This extraordinary overreaction is likely to prompt more pushback from the EU, which is mulling special measures to protect its members from exactly this kind of “economic coercion”.
Mainland China is a military and economic superpower. But as its leaders are finding out, in some contests other things matter more. As punishment for the opening of a “Taiwanese office” in Vilnius, the regime that rules mainland China has introduced extraordinary sanctions on the largest Baltic state, delisting it as a “country of origin”, meaning that no Lithuanian goods can be imported. It is also trying to block all exports to Lithuania.

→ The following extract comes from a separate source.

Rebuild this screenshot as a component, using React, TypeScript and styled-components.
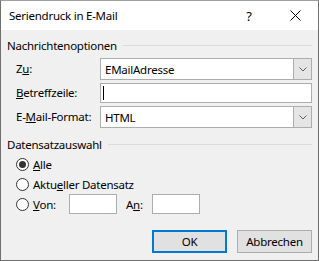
import React from "react";
import styled, { createGlobalStyle } from "styled-components";

const Global = createGlobalStyle`
  html, body { margin: 0; padding: 0; background: #f0f0f0; }
  body { font-family: "Noto Sans", "Open Sans", sans-serif; font-size: 11.5px; letter-spacing: -0.25px; color: #000; }
  * { box-sizing: border-box; }
`;

const Window = styled.div`
  width: 319px;
  height: 261px;
  border: 1px solid #6f6f6f;
  border-top-color: #a0a0a0;
  background: #f0f0f0;
  display: flex;
  flex-direction: column;
`;

const TitleBar = styled.div`
  height: 29px;
  background: #fff;
  display: flex;
  align-items: center;
  flex-shrink: 0;
`;

const Title = styled.div`
  flex: 1;
  padding-left: 8px;
  color: #000;
`;

const CaptionButton = styled.div`
  width: 46px;
  height: 29px;
  display: flex;
  align-items: center;
  justify-content: center;
  font-size: 13px;
  color: #000;
`;

const Body = styled.div`
  flex: 1;
  display: flex;
  flex-direction: column;
  padding: 7px 6px 7px 6px;
`;

const GroupHeader = styled.div<{ $gap?: number }>`
  display: flex;
  align-items: center;
  height: 16px;
  gap: 6px;
  margin-top: ${(p) => p.$gap ?? 0}px;
  &::after {
    content: "";
    flex: 1;
    height: 1px;
    background: #dcdcdc;
  }
`;

const Form = styled.div`
  display: grid;
  grid-template-columns: 84px 212px;
  row-gap: 3px;
  margin: 5px 0 0 9px;
  align-items: center;
`;

const Label = styled.label`
  line-height: 16px;
`;

const Combo = styled.div`
  height: 22px;
  border: 1px solid #adadad;
  background: #fff;
  display: flex;
  align-items: stretch;
`;

const ComboText = styled.div`
  flex: 1;
  display: flex;
  align-items: center;
  padding-left: 4px;
`;

const ComboButton = styled.div`
  width: 18px;
  background: #e5e5e5;
  border-left: 1px solid #adadad;
  display: flex;
  align-items: center;
  justify-content: center;
`;

const TextBox = styled.div<{ $w?: number }>`
  height: 20px;
  width: ${(p) => (p.$w ? `${p.$w}px` : "auto")};
  border: 1px solid #adadad;
  background: #fff;
  display: flex;
  align-items: center;
  padding-left: 2px;
`;

const Caret = styled.span`
  width: 1px;
  height: 14px;
  background: #000;
`;

const RadioList = styled.div`
  display: flex;
  flex-direction: column;
  margin: 2px 0 0 9px;
`;

const RadioRow = styled.div`
  height: 20px;
  display: flex;
  align-items: center;
`;

const RadioCircle = styled.span<{ $checked?: boolean }>`
  width: 13px;
  height: 13px;
  border-radius: 50%;
  border: 1px solid #333;
  background: #fff;
  margin-right: 4px;
  display: flex;
  align-items: center;
  justify-content: center;
  &::after {
    content: "";
    width: 7px;
    height: 7px;
    border-radius: 50%;
    background: ${(p) => (p.$checked ? "#333" : "transparent")};
  }
`;

const RangeLabel = styled.span<{ $w: number; $ml?: number }>`
  width: ${(p) => p.$w}px;
  margin-left: ${(p) => p.$ml ?? 0}px;
`;

const Footer = styled.div`
  margin-top: auto;
  display: flex;
  justify-content: flex-end;
  gap: 10px;
`;

const Button = styled.div<{ $default?: boolean }>`
  width: 75px;
  height: 23px;
  background: #e1e1e1;
  border: ${(p) => (p.$default ? "2px solid #0078d7" : "1px solid #adadad")};
  display: flex;
  align-items: center;
  justify-content: center;
`;

const Chevron = () => (
  <svg width="8" height="5" viewBox="0 0 8 5">
    <path d="M0.5 0.5 L4 4 L7.5 0.5" fill="none" stroke="#606060" strokeWidth="1" />
  </svg>
);

const CloseIcon = () => (
  <svg width="11" height="11" viewBox="0 0 11 11">
    <path d="M0.5 0.5 L10.5 10.5 M10.5 0.5 L0.5 10.5" stroke="#000" strokeWidth="1" />
  </svg>
);

export default function App() {
  return (
    <>
      <Global />
      <Window>
        <TitleBar>
          <Title>Seriendruck in E-Mail</Title>
          <CaptionButton>?</CaptionButton>
          <CaptionButton>
            <CloseIcon />
          </CaptionButton>
        </TitleBar>
        <Body>
          <GroupHeader>Nachrichtenoptionen</GroupHeader>
          <Form>
            <Label>
              Z<u>u</u>:
            </Label>
            <Combo>
              <ComboText>EMailAdresse</ComboText>
              <ComboButton>
                <Chevron />
              </ComboButton>
            </Combo>
            <Label>
              <u>B</u>etreffzeile:
            </Label>
            <TextBox>
              <Caret />
            </TextBox>
            <Label>
              E-<u>M</u>ail-Format:
            </Label>
            <Combo>
              <ComboText>HTML</ComboText>
              <ComboButton>
                <Chevron />
              </ComboButton>
            </Combo>
          </Form>
          <GroupHeader $gap={8}>Datensatzauswahl</GroupHeader>
          <RadioList>
            <RadioRow>
              <RadioCircle $checked />
              <span>
                <u>A</u>lle
              </span>
            </RadioRow>
            <RadioRow>
              <RadioCircle />
              <span>
                Aktu<u>e</u>ller Datensatz
              </span>
            </RadioRow>
            <RadioRow>
              <RadioCircle />
              <RangeLabel $w={36}>
                <u>V</u>on:
              </RangeLabel>
              <TextBox $w={48} />
              <RangeLabel $w={26} $ml={9}>
                A<u>n</u>:
              </RangeLabel>
              <TextBox $w={48} />
            </RadioRow>
          </RadioList>
          <Footer>
            <Button $default>OK</Button>
            <Button>Abbrechen</Button>
          </Footer>
        </Body>
      </Window>
    </>
  );
}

This approach is both pointless and counterproductive, as Edward Lucas writes in Europe’s Edge. It is pointless because Lithuania sells almost nothing to mainland China: €300m-worth of goods (about $340m) in 2020, less than 1 percent of its total exports. Nor will sanctions work in the other direction. Any goods exported to the European Union’s single market can travel to any EU country. China cannot stop Lithuanian customers ordering via Latvia or Poland. $600m in new American export credits (and booming sales to a grateful Taiwan) should more than make up for any economic pain.
While failing to achieve its objective, the Chinese leadership is trashing its reputation. It has in the past imposed sanctions on other countries (Japan, Norway, Australia, and even Taiwan). But these have hit specific trade categories. As Jeffrey Wilson of the Perth US-Asia Centre, an Australian think tank, notes, the goal was to “damage trade, not annihilate it”. The new move is unprecedented in its scope and severity. It flagrantly breaks the rules of the World Trade Organization (WTO), the international governance body which China joined in 2001. (Irony alert: within the WTO framework mainland China does recognize Taiwan as a trade partner, while now claiming in effect that Lithuania does not exist).
This extraordinary overreaction is likely to prompt more pushback from the EU, which is mulling special measures to protect its members from exactly this kind of “economic coercion”. The timing could hardly be better for hawks in the European Parliament, or more inconvenient for those who wish to soft-pedal criticism of the Chinese Communist Party leadership’s behavior.